## Begin Listed entries

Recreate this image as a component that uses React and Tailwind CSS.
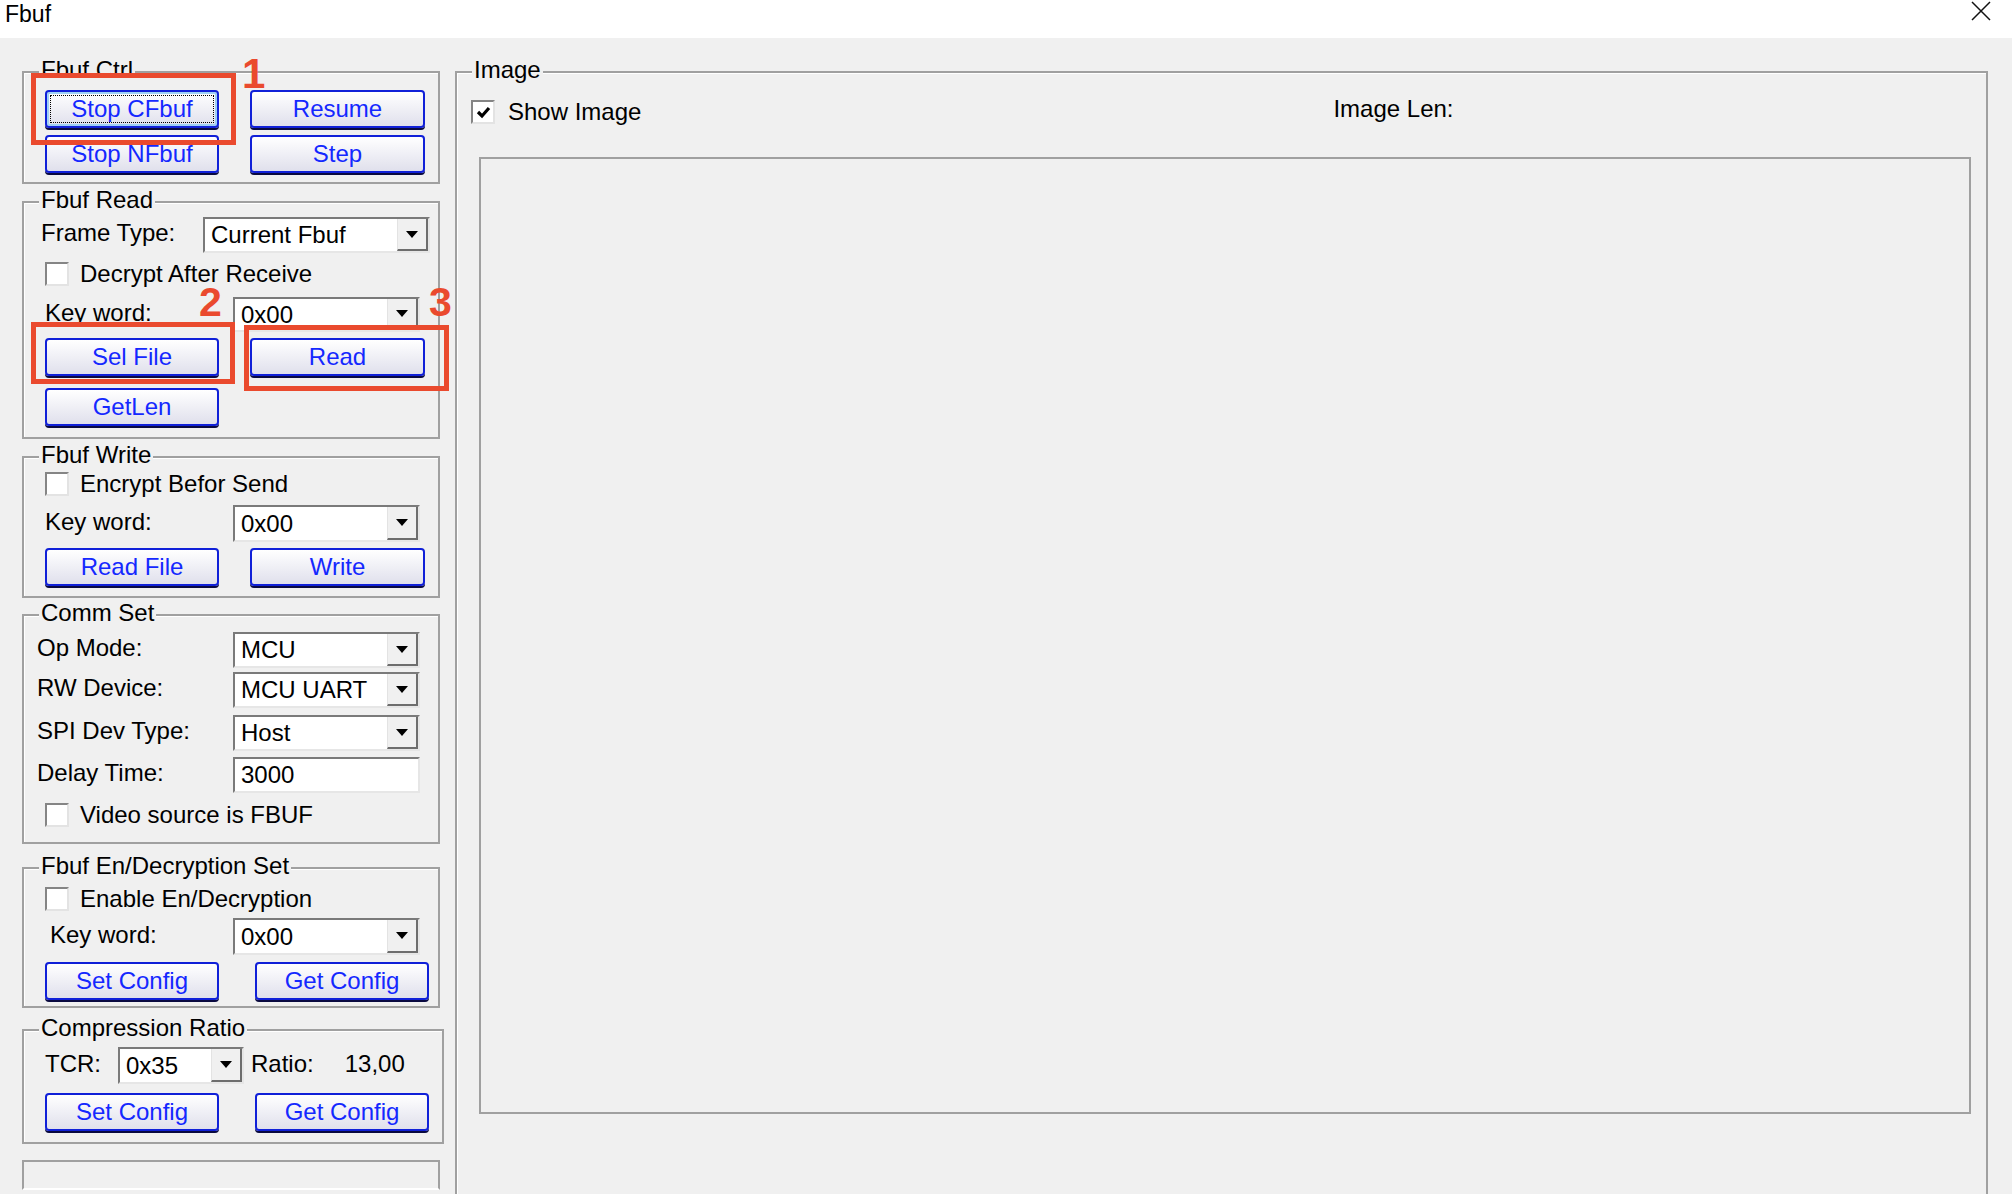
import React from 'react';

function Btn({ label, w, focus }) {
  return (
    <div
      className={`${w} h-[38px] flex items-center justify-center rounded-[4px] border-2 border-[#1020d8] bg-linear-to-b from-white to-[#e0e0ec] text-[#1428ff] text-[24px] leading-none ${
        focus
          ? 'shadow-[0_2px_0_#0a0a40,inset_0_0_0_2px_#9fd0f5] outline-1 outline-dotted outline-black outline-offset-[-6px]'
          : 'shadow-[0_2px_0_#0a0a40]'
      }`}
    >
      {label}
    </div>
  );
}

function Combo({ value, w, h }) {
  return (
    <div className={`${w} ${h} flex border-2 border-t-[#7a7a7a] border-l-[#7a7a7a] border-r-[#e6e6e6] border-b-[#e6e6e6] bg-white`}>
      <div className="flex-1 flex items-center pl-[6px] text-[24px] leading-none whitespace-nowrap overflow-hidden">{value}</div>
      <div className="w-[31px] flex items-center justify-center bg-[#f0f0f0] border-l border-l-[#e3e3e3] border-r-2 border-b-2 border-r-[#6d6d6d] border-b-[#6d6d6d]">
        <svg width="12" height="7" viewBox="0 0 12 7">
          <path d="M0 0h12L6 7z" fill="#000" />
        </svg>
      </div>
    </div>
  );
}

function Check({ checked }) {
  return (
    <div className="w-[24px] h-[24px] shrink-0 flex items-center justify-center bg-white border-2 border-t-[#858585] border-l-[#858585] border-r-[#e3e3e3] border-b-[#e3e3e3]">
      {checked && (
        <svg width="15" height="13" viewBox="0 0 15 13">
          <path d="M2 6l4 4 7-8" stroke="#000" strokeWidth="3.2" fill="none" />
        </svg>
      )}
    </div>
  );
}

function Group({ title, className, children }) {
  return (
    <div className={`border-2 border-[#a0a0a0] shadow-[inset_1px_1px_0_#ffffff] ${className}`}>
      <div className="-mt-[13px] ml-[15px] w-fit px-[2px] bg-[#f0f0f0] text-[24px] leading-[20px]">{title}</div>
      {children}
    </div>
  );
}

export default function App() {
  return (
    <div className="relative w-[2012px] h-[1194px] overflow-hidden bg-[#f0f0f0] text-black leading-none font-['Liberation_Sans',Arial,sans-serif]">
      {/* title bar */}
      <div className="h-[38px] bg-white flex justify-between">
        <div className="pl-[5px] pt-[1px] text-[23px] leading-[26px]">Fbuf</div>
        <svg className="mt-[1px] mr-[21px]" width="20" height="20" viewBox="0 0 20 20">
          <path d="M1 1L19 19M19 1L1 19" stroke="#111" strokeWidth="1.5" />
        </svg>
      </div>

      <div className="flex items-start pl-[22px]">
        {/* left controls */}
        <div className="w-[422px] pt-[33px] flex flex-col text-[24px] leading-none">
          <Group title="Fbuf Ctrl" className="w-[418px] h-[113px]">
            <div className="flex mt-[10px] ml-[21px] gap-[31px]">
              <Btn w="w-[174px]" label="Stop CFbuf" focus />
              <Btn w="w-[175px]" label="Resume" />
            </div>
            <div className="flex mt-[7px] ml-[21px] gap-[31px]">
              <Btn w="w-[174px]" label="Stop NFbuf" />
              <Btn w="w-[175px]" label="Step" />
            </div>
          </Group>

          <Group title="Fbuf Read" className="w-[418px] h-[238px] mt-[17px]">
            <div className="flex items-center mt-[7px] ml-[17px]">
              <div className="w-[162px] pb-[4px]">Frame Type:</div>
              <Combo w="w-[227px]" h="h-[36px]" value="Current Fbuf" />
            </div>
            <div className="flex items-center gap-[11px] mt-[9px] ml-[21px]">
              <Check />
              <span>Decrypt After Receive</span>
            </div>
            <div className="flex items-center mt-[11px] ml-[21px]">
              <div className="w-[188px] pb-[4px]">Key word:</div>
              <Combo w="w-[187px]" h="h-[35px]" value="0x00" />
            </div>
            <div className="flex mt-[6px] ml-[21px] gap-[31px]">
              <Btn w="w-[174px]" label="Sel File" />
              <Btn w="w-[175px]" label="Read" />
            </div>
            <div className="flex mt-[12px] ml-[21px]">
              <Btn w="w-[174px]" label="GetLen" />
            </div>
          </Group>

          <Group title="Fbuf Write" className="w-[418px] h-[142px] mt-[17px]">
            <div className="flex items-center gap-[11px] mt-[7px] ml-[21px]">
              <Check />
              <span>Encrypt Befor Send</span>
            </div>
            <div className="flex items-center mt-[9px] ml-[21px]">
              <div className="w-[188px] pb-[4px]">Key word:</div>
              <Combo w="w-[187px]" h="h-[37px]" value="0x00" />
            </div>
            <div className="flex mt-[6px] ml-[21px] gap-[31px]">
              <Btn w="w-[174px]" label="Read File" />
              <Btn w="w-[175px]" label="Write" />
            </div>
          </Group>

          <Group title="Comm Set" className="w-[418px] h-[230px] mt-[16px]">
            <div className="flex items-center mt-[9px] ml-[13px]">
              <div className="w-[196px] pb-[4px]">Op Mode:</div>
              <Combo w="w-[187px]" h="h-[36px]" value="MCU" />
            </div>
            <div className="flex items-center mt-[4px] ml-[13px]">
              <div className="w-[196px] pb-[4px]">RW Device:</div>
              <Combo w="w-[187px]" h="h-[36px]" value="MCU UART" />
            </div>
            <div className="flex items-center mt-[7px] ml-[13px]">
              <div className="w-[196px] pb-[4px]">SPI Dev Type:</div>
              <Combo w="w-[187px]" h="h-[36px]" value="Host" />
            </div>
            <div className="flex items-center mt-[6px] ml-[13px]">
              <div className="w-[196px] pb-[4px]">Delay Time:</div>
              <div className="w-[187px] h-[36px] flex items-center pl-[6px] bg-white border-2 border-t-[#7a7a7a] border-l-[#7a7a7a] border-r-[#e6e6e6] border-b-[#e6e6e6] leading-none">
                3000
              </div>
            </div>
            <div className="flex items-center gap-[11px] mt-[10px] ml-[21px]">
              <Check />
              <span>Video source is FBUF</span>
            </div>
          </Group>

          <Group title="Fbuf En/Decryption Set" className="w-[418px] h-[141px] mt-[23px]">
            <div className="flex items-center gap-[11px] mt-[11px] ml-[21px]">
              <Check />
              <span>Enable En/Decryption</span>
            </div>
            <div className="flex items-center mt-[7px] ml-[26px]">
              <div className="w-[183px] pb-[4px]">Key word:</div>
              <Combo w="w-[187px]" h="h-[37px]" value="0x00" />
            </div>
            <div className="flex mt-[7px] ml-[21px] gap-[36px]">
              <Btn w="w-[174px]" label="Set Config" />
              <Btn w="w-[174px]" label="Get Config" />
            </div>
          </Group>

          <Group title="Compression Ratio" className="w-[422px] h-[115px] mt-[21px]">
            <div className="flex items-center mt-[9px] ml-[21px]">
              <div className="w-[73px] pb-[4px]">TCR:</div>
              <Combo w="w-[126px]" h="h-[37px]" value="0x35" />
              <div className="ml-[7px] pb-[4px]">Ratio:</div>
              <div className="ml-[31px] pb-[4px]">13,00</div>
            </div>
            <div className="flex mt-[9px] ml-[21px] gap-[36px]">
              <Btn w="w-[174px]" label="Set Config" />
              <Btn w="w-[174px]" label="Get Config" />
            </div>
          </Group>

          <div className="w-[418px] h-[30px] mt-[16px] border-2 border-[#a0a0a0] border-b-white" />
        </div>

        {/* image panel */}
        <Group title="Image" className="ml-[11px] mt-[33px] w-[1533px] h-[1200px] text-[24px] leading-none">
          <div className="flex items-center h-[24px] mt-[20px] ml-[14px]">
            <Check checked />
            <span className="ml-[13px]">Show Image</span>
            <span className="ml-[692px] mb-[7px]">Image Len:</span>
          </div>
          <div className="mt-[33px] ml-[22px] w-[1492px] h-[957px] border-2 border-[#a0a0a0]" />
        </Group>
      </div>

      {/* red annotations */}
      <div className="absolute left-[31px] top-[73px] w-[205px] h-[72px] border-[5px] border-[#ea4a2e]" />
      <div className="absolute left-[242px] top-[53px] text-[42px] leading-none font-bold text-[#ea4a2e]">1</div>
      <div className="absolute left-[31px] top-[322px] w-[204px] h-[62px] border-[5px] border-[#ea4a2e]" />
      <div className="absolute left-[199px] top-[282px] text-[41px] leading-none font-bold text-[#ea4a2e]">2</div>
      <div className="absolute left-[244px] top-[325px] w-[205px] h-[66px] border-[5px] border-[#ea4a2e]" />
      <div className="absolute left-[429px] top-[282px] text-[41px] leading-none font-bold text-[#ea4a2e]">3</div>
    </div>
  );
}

## End Listed entries
## Begin Listed entries

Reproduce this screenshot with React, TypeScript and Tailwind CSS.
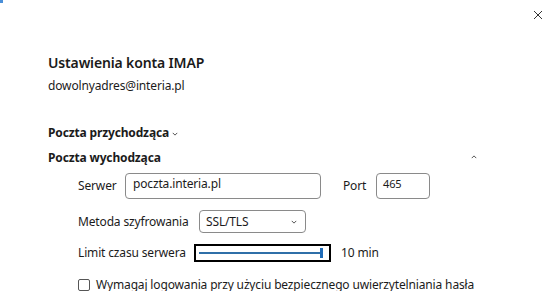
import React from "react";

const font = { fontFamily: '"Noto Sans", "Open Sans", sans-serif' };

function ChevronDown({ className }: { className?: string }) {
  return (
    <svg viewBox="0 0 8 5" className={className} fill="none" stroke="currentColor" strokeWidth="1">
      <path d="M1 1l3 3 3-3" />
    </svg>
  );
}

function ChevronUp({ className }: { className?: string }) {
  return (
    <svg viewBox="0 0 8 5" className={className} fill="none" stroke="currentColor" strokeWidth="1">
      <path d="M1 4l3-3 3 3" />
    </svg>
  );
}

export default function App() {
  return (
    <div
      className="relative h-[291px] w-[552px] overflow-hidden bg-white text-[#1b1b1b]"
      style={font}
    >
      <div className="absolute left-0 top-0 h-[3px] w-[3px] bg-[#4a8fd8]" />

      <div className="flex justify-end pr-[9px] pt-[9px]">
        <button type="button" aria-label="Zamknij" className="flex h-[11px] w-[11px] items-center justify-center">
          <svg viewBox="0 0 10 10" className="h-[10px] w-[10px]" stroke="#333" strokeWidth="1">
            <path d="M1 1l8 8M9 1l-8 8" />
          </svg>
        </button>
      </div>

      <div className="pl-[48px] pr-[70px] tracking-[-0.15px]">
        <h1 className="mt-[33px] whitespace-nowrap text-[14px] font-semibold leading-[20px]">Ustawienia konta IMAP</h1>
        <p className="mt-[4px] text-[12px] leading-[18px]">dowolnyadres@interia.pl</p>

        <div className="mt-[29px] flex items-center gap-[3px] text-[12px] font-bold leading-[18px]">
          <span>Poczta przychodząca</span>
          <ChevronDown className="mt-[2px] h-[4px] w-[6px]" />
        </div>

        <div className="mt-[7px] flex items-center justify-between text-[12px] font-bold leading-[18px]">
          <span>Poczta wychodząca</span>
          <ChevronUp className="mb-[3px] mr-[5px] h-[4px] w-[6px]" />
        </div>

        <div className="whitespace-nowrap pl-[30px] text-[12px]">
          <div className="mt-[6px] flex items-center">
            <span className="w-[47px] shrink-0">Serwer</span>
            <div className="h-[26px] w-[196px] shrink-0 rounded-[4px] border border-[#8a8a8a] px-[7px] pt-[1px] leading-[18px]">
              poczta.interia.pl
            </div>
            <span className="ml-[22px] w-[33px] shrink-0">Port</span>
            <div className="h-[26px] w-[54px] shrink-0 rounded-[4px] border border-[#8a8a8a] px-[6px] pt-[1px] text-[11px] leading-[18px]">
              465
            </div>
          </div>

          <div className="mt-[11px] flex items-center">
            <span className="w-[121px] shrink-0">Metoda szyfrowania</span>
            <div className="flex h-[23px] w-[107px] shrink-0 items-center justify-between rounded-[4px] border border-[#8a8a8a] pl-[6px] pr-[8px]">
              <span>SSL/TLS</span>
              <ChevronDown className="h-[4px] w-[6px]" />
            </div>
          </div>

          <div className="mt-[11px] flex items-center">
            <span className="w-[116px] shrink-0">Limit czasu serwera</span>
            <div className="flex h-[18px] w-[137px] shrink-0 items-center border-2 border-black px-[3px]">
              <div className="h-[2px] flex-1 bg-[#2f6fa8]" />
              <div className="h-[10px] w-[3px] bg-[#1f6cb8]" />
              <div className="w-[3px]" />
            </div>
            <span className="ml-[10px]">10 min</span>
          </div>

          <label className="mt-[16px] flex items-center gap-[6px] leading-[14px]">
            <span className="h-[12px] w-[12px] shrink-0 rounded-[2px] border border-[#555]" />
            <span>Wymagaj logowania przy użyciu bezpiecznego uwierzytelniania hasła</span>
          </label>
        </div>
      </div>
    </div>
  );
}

## End Listed entries

[What you are asked to do]: Only the lines from the one bearing "Reproduce this screenshot" to the one bearing "left-0 top-0 h-[3px]", both included, should be restated word for word, with pictures left out.

[Solution]:
Reproduce this screenshot with React, TypeScript and Tailwind CSS.
import React from "react";

const font = { fontFamily: '"Noto Sans", "Open Sans", sans-serif' };

function ChevronDown({ className }: { className?: string }) {
  return (
    <svg viewBox="0 0 8 5" className={className} fill="none" stroke="currentColor" strokeWidth="1">
      <path d="M1 1l3 3 3-3" />
    </svg>
  );
}

function ChevronUp({ className }: { className?: string }) {
  return (
    <svg viewBox="0 0 8 5" className={className} fill="none" stroke="currentColor" strokeWidth="1">
      <path d="M1 4l3-3 3 3" />
    </svg>
  );
}

export default function App() {
  return (
    <div
      className="relative h-[291px] w-[552px] overflow-hidden bg-white text-[#1b1b1b]"
      style={font}
    >
      <div className="absolute left-0 top-0 h-[3px] w-[3px] bg-[#4a8fd8]" />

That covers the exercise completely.